Remember last week, when I posted about The Dinner Garden, an organization that offers free vegetable seeds to anyone who asks? Well, yesterday, my free seeds arrived!
I was excited to open the package, because I didn't know what seeds I would be receiving. While I do enjoy looking through stacks of seed catalogs, there's something liberating about not having to make any decisions whatsoever.
Here's what we ended up with:
- Parsnips
- Peas
- Broccoli
- Onions
- Red Cabbage
- Arugula
- Daikon Radish
- Mustard Greens
- Fenugreek
The one thing I realized about all these seeds is that they all seem to be ones that want to be planted early. There's no tomato, corn, cucumber, pepper, seeds here that want to wait until the soil is much warmer. Which means I have to hurry up and prepare the garden space!

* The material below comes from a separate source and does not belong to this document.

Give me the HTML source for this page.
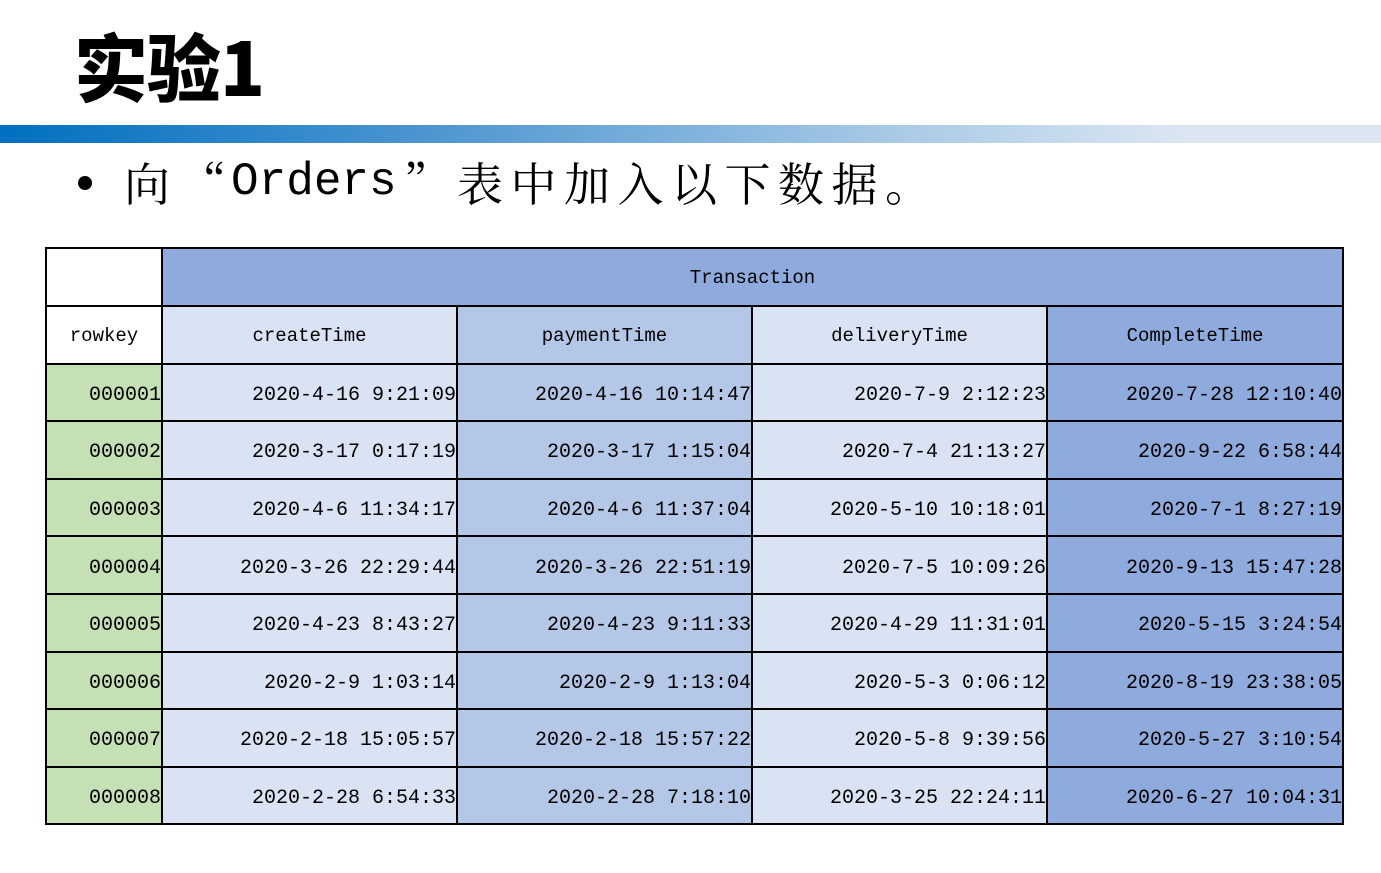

The place where we want to put the garden is where the main horse paddock area used to be when we still had horses. The soil is dreadfully compacted there, and huge weeds have grown up. So we need to cut down and clear out the remains of all those tall weeds, and I'm planning to counteract the horrible soil compaction by making raised beds.
I wanted to make raised beds before this, but the cost of buying materials for the edges was more than I wanted to invest. But last time Ken and I were walking around trying to figure out where to put new fence lines for the sheep, we discovered a large pile of discarded bricks in a little section of woods.
I seem to remember that one of our neighbors told me that this house used to have a brick patio. It looks like when the owners tore out the patio (Why would they do that? It used to be exactly where we'd like to build a patio now!), they just threw all the bricks in a pile near the edge of the property. So now, my plan is to go rescue all those bricks to use as edges for my raised beds. It wasn't what I had originally been planning on, but, like my seeds from The Dinner Garden, it's free!
3 comments:
Spring is really coming, isn't it?!?! Enjoy your new seeds and preparing to plant them!
Tammy
You're sure to have a wonderful garden after those seeds have grown.
I am a sheep and arable farmer in the very north of England.
CJ xx
Oh nice! Nothing more exciting than new seeds and the visions of the garden t come. I look forward to seeing them growing in your new garden!